The project serves as a flagship initiative in Wushan’s campaign to position itself as a gateway destination along the Three Gorges, one of China’s most famous scenic regions. By making the infrastructure itself a destination, authorities hope to extend tourist stays and increase spending in the local economy. The escalator links directly to cultural institutions, medical facilities, and educational centers, creating a multi-level network that integrates previously isolated neighborhoods into the broader urban fabric. For a county seeking to improve its urban quality while preserving its natural advantages, the sky ladder offers a model of how difficult terrain can be converted from a liability into a distinctive asset. The transparent glass design ensures that riders maintain visual contact with the landscape throughout the ascent, reinforcing the connection between urban development and natural beauty.
A New Peak in Mountain City Design
Chongqing already held claim to one of the world’s most famous escalators, the Crown Escalator, built in the 1990s to connect railway stations in the city’s central Yuzhong district. At 112 meters long, that structure became an icon of the municipality’s verticality and a tourist attraction in its own right. The Goddess Escalator has now officially eclipsed its predecessor, exceeding it in both length and construction complexity while serving a more practical daily transportation function rather than primarily moving tourists between transit hubs. The new system surpasses the Crown Escalator by nearly 800 meters in total length, establishing a new benchmark for outdoor vertical transportation.
The achievement fits within Chongqing’s broader reputation for infrastructure that defies conventional urban planning. The municipality’s monorail system famously runs directly through the 19th floor of a residential building at Liziba Station, a compromise born from limited flat land. Subway stations here plunge deeper than almost anywhere else on Earth, with some platforms sitting nearly 100 meters below surface level. These projects reflect the reality of a “Mountain City” built across ridges and cliffs rather than flat plains, where engineers must constantly innovate to connect communities separated by hundreds of meters of elevation. The Goddess Escalator extends this tradition into the outdoor environment, creating a vertical main street where none existed before. As China continues to urbanize its western regions, projects like the Wushan Goddess Escalator demonstrate how modern engineering can tame even the most challenging topography without destroying the natural character that makes these locations unique.
The Bottom Line
- The Wushan Goddess Escalator stretches 905 meters (2,969 feet) and rises 242 meters (794 feet), equivalent to an 80-story building, making it the world’s longest outdoor escalator system.

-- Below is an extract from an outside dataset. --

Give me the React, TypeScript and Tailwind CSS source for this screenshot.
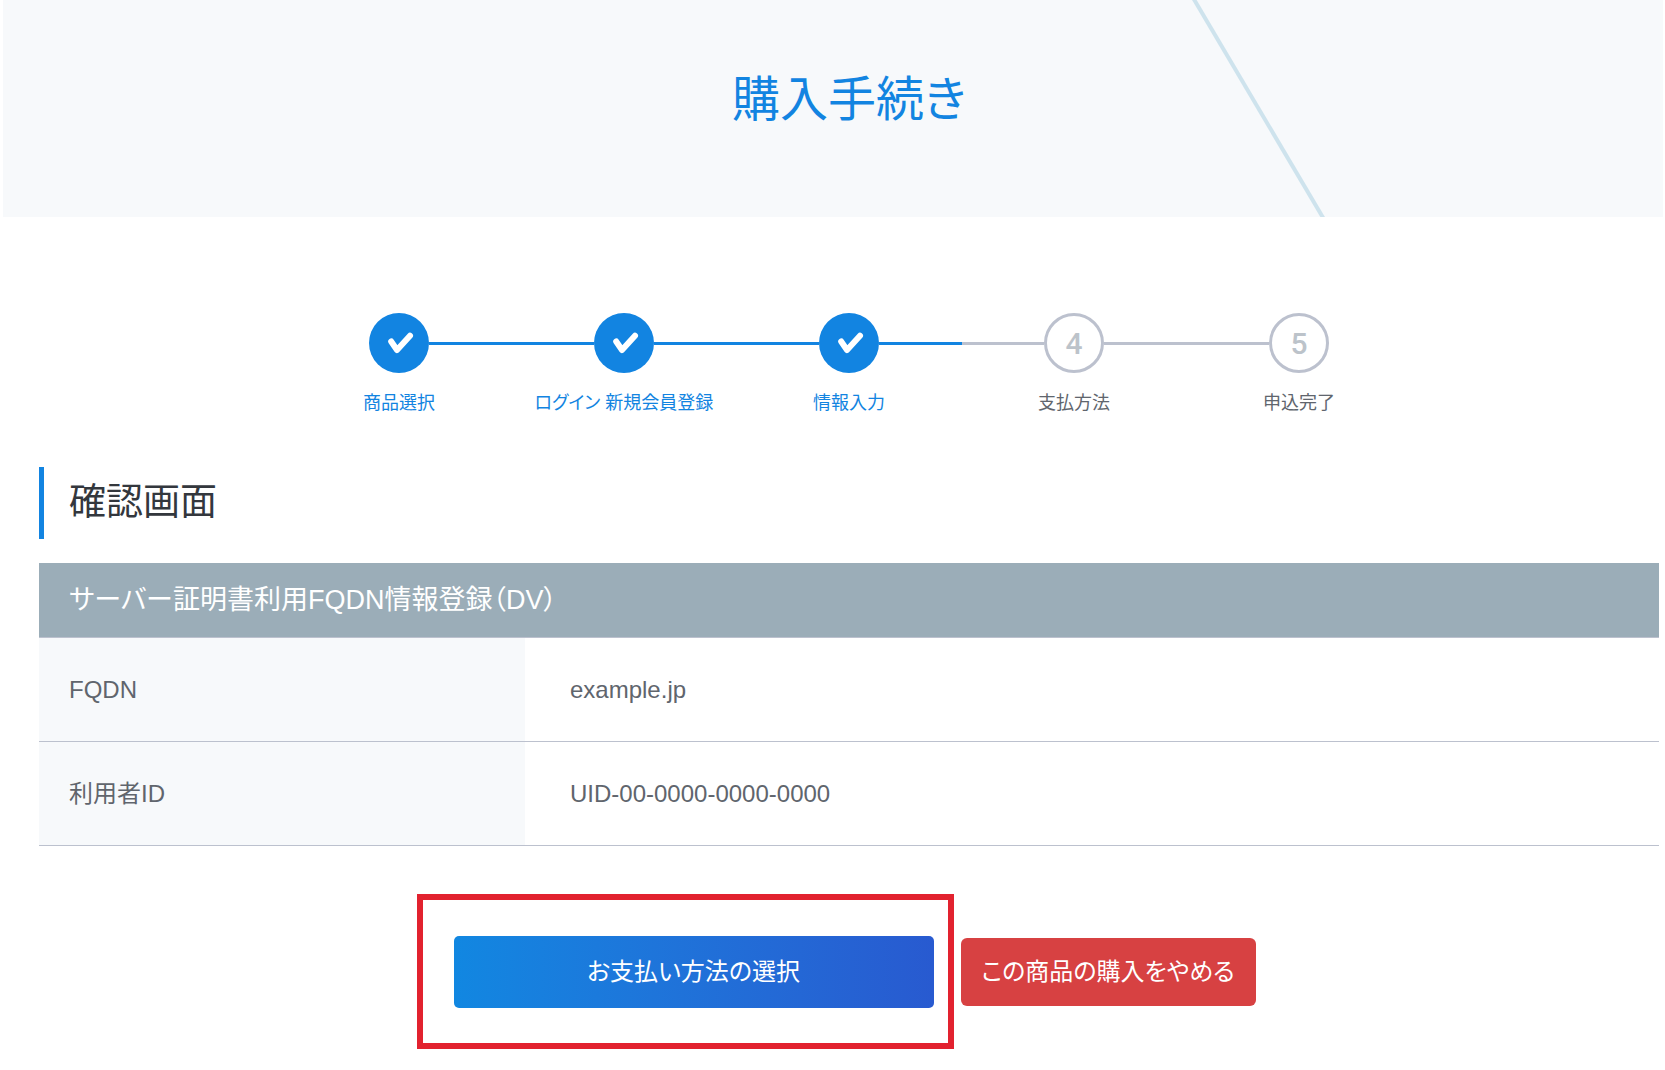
import React from "react";
import clsx from "clsx";

const steps = [
  { id: 1, label: "商品選択", done: true },
  { id: 2, label: "ログイン 新規会員登録", done: true },
  { id: 3, label: "情報入力", done: true },
  { id: 4, label: "支払方法", done: false },
  { id: 5, label: "申込完了", done: false },
];

const rows = [
  { name: "FQDN", value: "example.jp" },
  { name: "利用者ID", value: "UID-00-0000-0000-0000" },
];

const CheckMark = () => (
  <svg viewBox="0 0 60 60" className="size-full" aria-hidden="true">
    <path
      d="M22.2 28.5 L28 37 L41 22.8"
      fill="none"
      stroke="#fff"
      strokeWidth="6"
      strokeLinecap="round"
      strokeLinejoin="round"
    />
  </svg>
);

const PageHeader = () => (
  <header className="relative mr-0.5 ml-[3px] overflow-hidden bg-[#f7f9fb] pt-16 pb-[81px] pl-8 text-center">
    <svg
      viewBox="0 0 130 217"
      className="absolute top-0 right-[339px] h-full overflow-visible"
      aria-hidden="true"
    >
      <path d="M-2 -4 L131 221" stroke="#cee3ed" strokeWidth="4" />
    </svg>
    <h1 className="text-[48px] leading-[72px] text-[#1284e1]">購入手続き</h1>
  </header>
);

const StepBar = () => (
  <ol className="mx-auto grid w-full max-w-[1125px] grid-cols-5">
    {steps.map((step, i) => (
      <li key={step.id} className="flex flex-col items-center gap-4">
        <div className="flex w-full items-center">
          <span
            className={clsx(
              "h-[3px] flex-1",
              i > 0 && (step.done ? "bg-[#1284e1]" : "bg-[#bcc1ce]"),
            )}
          />
          <span
            className={clsx(
              "flex size-[60px] items-center justify-center rounded-full font-['Roboto',sans-serif] text-[30px] font-medium",
              step.done
                ? "bg-[#1284e1]"
                : "border-[3px] border-[#bcc1ce] text-[#bcc3ca]",
            )}
          >
            {step.done ? <CheckMark /> : step.id}
          </span>
          <span
            className={clsx(
              "h-[3px] flex-1",
              i < steps.length - 1 &&
                (step.done ? "bg-[#1284e1]" : "bg-[#bcc1ce]"),
            )}
          />
        </div>
        <span
          className={clsx(
            "text-[18px] leading-7 whitespace-nowrap",
            step.done ? "text-[#1284e1]" : "text-[#60656d]",
          )}
        >
          {step.label}
        </span>
      </li>
    ))}
  </ol>
);

const ConfirmTable = () => (
  <table className="mt-6 w-full table-fixed border-collapse text-left">
    <colgroup>
      <col className="w-[30%]" />
      <col />
    </colgroup>
    <thead>
      <tr className="border-b border-[#bcc1ce] bg-[#9badb8] text-white">
        <th
          colSpan={2}
          scope="colgroup"
          className="px-[30px] py-[17px] text-[27px] leading-10 font-normal"
        >
          サーバー証明書利用FQDN情報登録（DV）
        </th>
      </tr>
    </thead>
    <tbody className="text-[24px] leading-9 text-[#60656d]">
      {rows.map((row) => (
        <tr key={row.name} className="border-b border-[#bcc1ce]">
          <th
            scope="row"
            className="bg-[#f7f9fb] pt-[34px] pb-[33px] pl-[30px] font-normal"
          >
            {row.name}
          </th>
          <td className="pt-[34px] pb-[33px] pl-[45px]">{row.value}</td>
        </tr>
      ))}
    </tbody>
  </table>
);

export default function App() {
  return (
    <div className="bg-white font-['Liberation_Sans','Noto_Sans_CJK_JP',sans-serif] [font-feature-settings:'palt']">
      <PageHeader />
      <main className="pt-24 pr-1.5 pb-5 pl-[39px]">
        <StepBar />
        <h2 className="mt-[50px] border-l-[5px] border-[#1284e1] pl-[25px] text-[37px] leading-[72px] text-[#33373d]">
          確認画面
        </h2>
        <ConfirmTable />
        <div className="mt-12 flex items-center justify-center gap-[7px] pr-[26px]">
          <div className="border-6 border-[#e2222f] pt-9 pr-3.5 pb-[35px] pl-[31px]">
            <button
              type="button"
              className="block h-[72px] w-[480px] rounded-[5px] bg-linear-to-r from-[#1187e1] to-[#285ad0] text-[24px] text-white"
            >
              お支払い方法の選択
            </button>
          </div>
          <button
            type="button"
            className="h-[68px] w-[295px] rounded-md bg-[#d74142] text-[24px] text-white"
          >
            この商品の購入をやめる
          </button>
        </div>
      </main>
    </div>
  );
}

- The network includes 21 escalators, eight elevators, four moving walkways, and pedestrian bridges, reducing commute times from one hour to 20 minutes for residents of Gaotang neighborhood.
- Located in Wushan County, Chongqing, the system opened February 17, 2026, and currently charges 3 yuan (approximately $0.40) per ride during its trial period.

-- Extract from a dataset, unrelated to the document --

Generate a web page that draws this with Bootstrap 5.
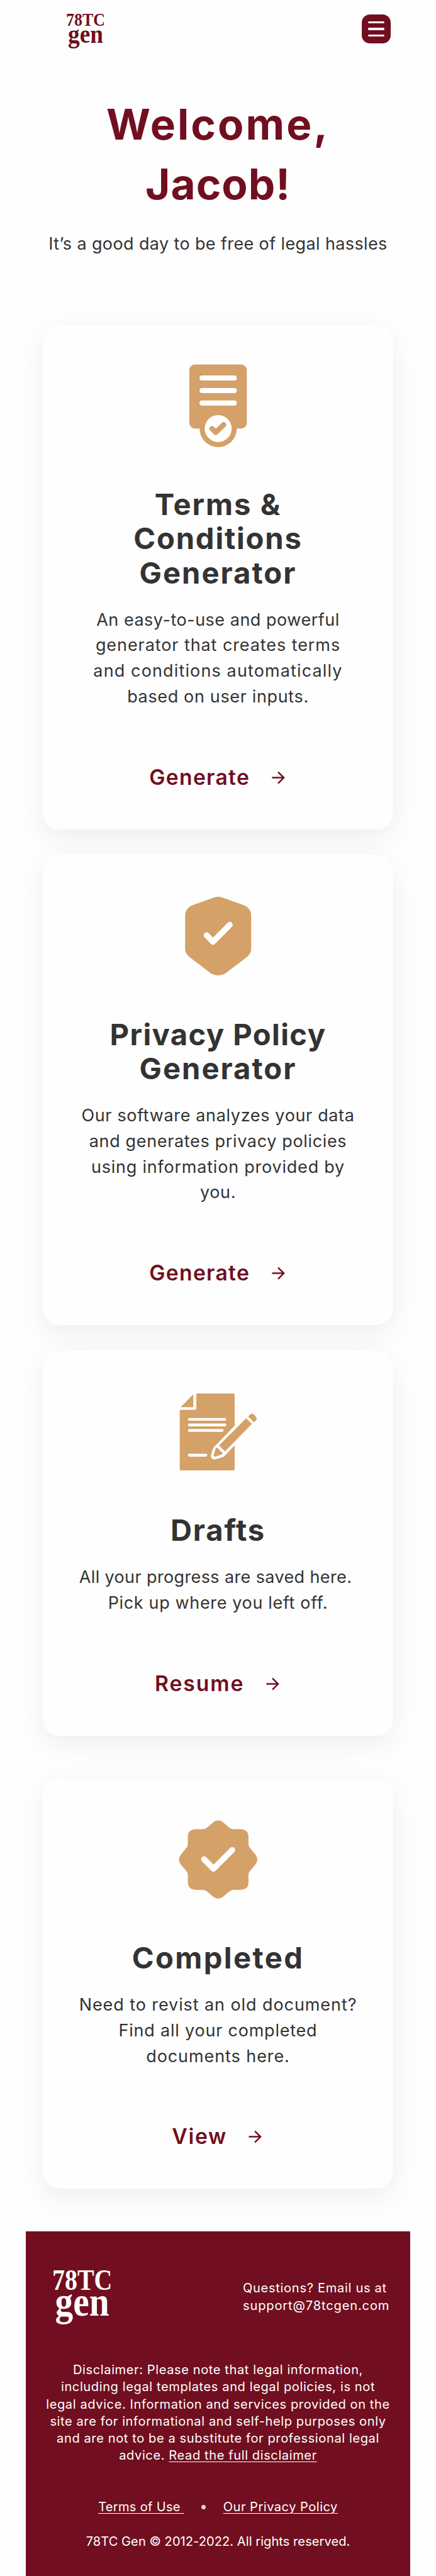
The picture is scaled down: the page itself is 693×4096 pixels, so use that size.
<!DOCTYPE html>
<html lang="en">
<head>
<meta charset="utf-8">
<meta name="viewport" content="width=device-width, initial-scale=1">
<title>78TC Gen</title>
<link href="https://cdn.jsdelivr.net/npm/bootstrap@5.3.0/dist/css/bootstrap.min.css" rel="stylesheet">
<style>
  :root { --wine: #710f20; --sand: #d4a169; --ink: #333; --paper: #fefefe; }
  body { background: var(--paper); color: var(--ink); font: 400 27px/40.8px Inter, sans-serif; overflow-x: hidden; }
  .topbar { padding: 20.5px 72.5px 0 104.8px; height: 149.6px; }
  .logo-sm { width: 62px; height: 55px; overflow: visible; }
  .logo-lg { width: 95.4px; height: 84.7px; overflow: visible; }
  .brand-link { color: var(--wine); }
  .brand-word { font-family: "Liberation Serif", serif; font-weight: 700; fill: currentColor; }
  .menu-btn { width: 45.2px; height: 45.2px; border-radius: 13px; background: var(--wine); margin-top: 2.9px; gap: 6.9px; }
  .menu-btn i { width: 26px; height: 3.4px; border-radius: 1.7px; background: #fff; }
  .hero-title { color: var(--wine); font-size: 67.5px; line-height: 95.1px; font-weight: 700; margin-bottom: 28.1px; }
  .hero-sub { margin-bottom: 108px; }
  .tiles { width: 557px; gap: 40.8px; isolation: isolate; margin-bottom: 68px; }
  .tile { position: relative; background: var(--paper); border-radius: 27.2px; padding: 54.4px 20px 0; }
  .tile::before { content: ""; position: absolute; inset: 0; z-index: -1; border-radius: inherit; box-shadow: 0 13.6px 45px rgba(0,0,0,.065); }
  .tile-a { height: 802px; } .tile-b { height: 747.6px; } .tile-c { height: 612px; } .tile-d { height: 652.6px; margin-top: 27.1px; }
  .tile-icon { width: 149.5px; height: 149.5px; fill: var(--sand); margin-bottom: 54.4px; }
  .tile-title { font-size: 47.2px; line-height: 54.4px; font-weight: 700; margin-bottom: 27.5px; }
  .tile-text { margin-bottom: 87.1px; }
  .tile-link { color: var(--wine); font-size: 33.7px; font-weight: 600; gap: 31.4px; text-decoration: none; }
  .tile-link svg { width: 27.2px; height: 27.2px; fill: none; stroke: currentColor; stroke-width: 4.4; }
  .foot { width: 611.5px; background: var(--wine); color: #fff; font-size: 20.1px; line-height: 27.2px; padding: 62px 0 41.2px; }
  .foot a { color: inherit; text-decoration: underline; text-underline-offset: 2.5px; text-decoration-thickness: 1.2px; }
  .foot-top { padding: 0 33px 0 42.5px; margin-bottom: 60.2px; }
  .foot-note { margin-bottom: 54.3px; }
  .foot-links { gap: 27.5px; margin-bottom: 27.6px; }
  .foot-dot { width: 7px; height: 7px; border-radius: 50%; background: #d9d9d9; }
  .ls1 { letter-spacing: .002em; } .ls3 { letter-spacing: .014em; } .ls35 { letter-spacing: .019em; } .ls4 { letter-spacing: .024em; }
  .ls45 { letter-spacing: .029em; } .ls5 { letter-spacing: .034em; } .ls55 { letter-spacing: .038em; } .ls6 { letter-spacing: .042em; }
  .ls65 { letter-spacing: .045em; } .ls7 { letter-spacing: .05em; } .ls75 { letter-spacing: .058em; }
</style>
</head>
<body>
<svg class="d-none">
  <symbol id="logo" viewBox="0 0 62 55" overflow="visible">
    <text class="brand-word" x="0" y="20" font-size="30" textLength="62" lengthAdjust="spacingAndGlyphs">78TC</text>
    <text class="brand-word" x="3" y="46.5" font-size="43" textLength="56" lengthAdjust="spacingAndGlyphs">gen</text>
  </symbol>
  <symbol id="arrow" viewBox="0 0 48 48"><path d="M6 24H40M23 8L39 24L23 40"/></symbol>
</svg>

<nav class="topbar d-flex justify-content-between align-items-start">
  <a href="#" class="brand-link d-flex"><svg class="logo-sm"><use href="#logo"/></svg></a>
  <button class="menu-btn border-0 p-0 d-flex flex-column align-items-center justify-content-center" aria-label="Menu"><i></i><i></i><i></i></button>
</nav>

<header class="text-center">
  <h1 class="hero-title"><span class="d-block ls65">Welcome,</span><span class="d-block ls3">Jacob!</span></h1>
  <p class="hero-sub"><span class="ls3">It’s a good day to be free of legal hassles</span></p>
</header>

<main class="tiles mx-auto d-flex flex-column text-center">
  <section class="tile tile-a">
    <svg class="tile-icon" viewBox="0 0 264 264">
      <rect x="51" y="14.8" width="161.4" height="180.2" rx="16"/><circle cx="132" cy="195" r="52.2"/>
      <g fill="#fff"><rect x="79.8" y="46" width="104.5" height="14.2" rx="7"/><rect x="79.8" y="81.1" width="104.5" height="14.2" rx="7"/><rect x="79.8" y="116.1" width="104.5" height="14.4" rx="7"/><circle cx="132" cy="195" r="37.9"/></g>
      <path d="M114.6 195.2L125.4 205.6L147.5 184.4" fill="none" stroke="#d4a169" stroke-width="14.5" stroke-linecap="round" stroke-linejoin="round"/>
    </svg>
    <h2 class="tile-title"><span class="d-block ls6">Terms &amp;</span><span class="d-block ls55">Conditions</span><span class="d-block ls6">Generator</span></h2>
    <p class="tile-text"><span class="d-block ls35">An easy-to-use and powerful</span><span class="d-block ls5">generator that creates terms</span><span class="d-block ls6">and conditions automatically</span><span class="d-block ls4">based on user inputs.</span></p>
    <a href="#" class="tile-link d-flex justify-content-center align-items-center"><span class="ls55">Generate</span><svg><use href="#arrow"/></svg></a>
  </section>

  <section class="tile tile-b">
    <svg class="tile-icon" viewBox="0 0 264 264">
      <path d="M144.5 23.3L203.9 44.7Q224.7 53 224.7 75V166Q224.7 180 213.7 189.5L152.3 236.2Q132 248 111.7 236.2L50.3 189.5Q39.3 180 39.3 166V75Q39.3 53 60.1 44.7L119.5 23.3Q132 18 144.5 23.3Z"/>
      <path d="M99.8 129.1L117.4 147.6L164.7 99.8" fill="none" stroke="#fff" stroke-width="16.5" stroke-linecap="round" stroke-linejoin="round"/>
    </svg>
    <h2 class="tile-title"><span class="d-block ls45">Privacy Policy</span><span class="d-block ls6">Generator</span></h2>
    <p class="tile-text"><span class="d-block ls4">Our software analyzes your data</span><span class="d-block ls4">and generates privacy policies</span><span class="d-block ls45">using information provided by</span><span class="d-block ls4">you.</span></p>
    <a href="#" class="tile-link d-flex justify-content-center align-items-center"><span class="ls55">Generate</span><svg><use href="#arrow"/></svg></a>
  </section>

  <section class="tile tile-c">
    <svg class="tile-icon" viewBox="0 0 264 264">
      <path d="M70.7 24.2H174.5Q178.4 24.2 178.4 28V114.4L121.6 173.5Q117.5 178 116.6 182L111.9 197Q110.5 206 117 208.4Q121 210.5 127 208.4L145.8 202.6Q149 201.5 152 197.5L178.4 170.1V236Q178.4 240 174.5 240H28Q24.2 240 24.2 236V70.3H67Q70.7 70.3 70.7 66.5Z"/>
      <path d="M62.2 26.7V62.5H26.9ZM210.4 94L226.8 109.5L151 187.1L134.6 170.1ZM216.3 89.2L222 83Q227 79 232 83L237.5 89Q242 94 238.5 99L232.6 105.2ZM128.8 176L144.8 191.5Q144.5 194 142 195L124.2 201.6Q119 201.8 119.6 197.2L124.5 180Q125.5 176.5 128.8 176Z"/>
      <g fill="#fff"><rect x="47.2" y="93" width="107.7" height="7.8" rx="3.6"/><rect x="47.2" y="108.6" width="107.7" height="7.8" rx="3.6"/><rect x="47.2" y="124" width="100" height="7.8" rx="3.6"/><rect x="47.2" y="193.4" width="54.2" height="8.2" rx="3.6"/></g>
    </svg>
    <h2 class="tile-title ls55">Drafts</h2>
    <p class="tile-text"><span class="d-block ls3">All your progress are saved here.&nbsp;</span><span class="d-block ls4">Pick up where you left off.</span></p>
    <a href="#" class="tile-link d-flex justify-content-center align-items-center"><span class="ls75">Resume</span><svg><use href="#arrow"/></svg></a>
  </section>

  <section class="tile tile-d">
    <svg class="tile-icon" viewBox="0 0 264 264">
      <path d="M132 22.2Q140 22.2 145.7 27.2L162 41.3Q168.5 47 176 47H194.8Q217 48 217 68V88Q217 95 222.2 100.5L237.2 118.8Q241.8 125 241.8 132Q241.8 139 237.2 145.2L222.2 163.5Q217 169 217 176V196Q217 216 194.8 217H176Q168.5 217 162 222.7L145.7 236.8Q140 241.8 132 241.8Q124 241.8 118.3 236.8L102 222.7Q95.5 217 88 217H69.2Q47 216 47 196V176Q47 169 41.8 163.5L26.8 145.2Q22.2 139 22.2 132Q22.2 125 26.8 118.8L41.8 100.5Q47 95 47 88V68Q47 48 69.2 47H88Q95.5 47 102 41.3L118.3 27.2Q124 22.2 132 22.2Z"/>
      <path d="M92.4 131.4L118.9 158L171.6 105.2" fill="none" stroke="#fff" stroke-width="16.5" stroke-linecap="round" stroke-linejoin="round"/>
    </svg>
    <h2 class="tile-title ls7">Completed</h2>
    <p class="tile-text"><span class="d-block ls5">Need to revist an old document?</span><span class="d-block ls45">Find all your completed</span><span class="d-block ls5">documents here.</span></p>
    <a href="#" class="tile-link d-flex justify-content-center align-items-center"><span class="ls7">View</span><svg><use href="#arrow"/></svg></a>
  </section>
</main>

<footer class="foot mx-auto text-center">
  <div class="foot-top d-flex justify-content-between align-items-center">
    <svg class="logo-lg"><use href="#logo"/></svg>
    <div class="text-start"><span class="d-block ls5">Questions? Email us at</span><span class="d-block ls6">support@78tcgen.com</span></div>
  </div>
  <p class="foot-note ls45 text-nowrap">Disclaimer: Please note that legal information,<br>including legal templates and legal policies, is not<br>legal advice. Information and services provided on the<br>site are for informational and self-help purposes only<br>and are not to be a substitute for professional legal<br>advice. <a href="#">Read the full disclaimer</a></p>
  <div class="foot-links d-flex justify-content-center align-items-center">
    <a href="#" class="ls3">Terms of Use&nbsp;</a><span class="foot-dot"></span><a href="#" class="ls4">Our Privacy Policy</a>
  </div>
  <p class="mb-0 ls1">78TC Gen © 2012-2022. All rights reserved.</p>
</footer>
<script src="https://cdn.jsdelivr.net/npm/bootstrap@5.3.0/dist/js/bootstrap.bundle.min.js"></script>
</body>
</html>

- Designed by China Railway Eryuan Engineering Group with escalators manufactured by Schindler in Shanghai, the project overcame karst geology and slopes up to 60 percent using 3D stitching construction techniques.
- The structure features glass facades, three viewing platforms, and integrated lighting, serving both as essential transit for 9,000 daily users and a tourist attraction that drew 450,000 visitors during the Spring Festival.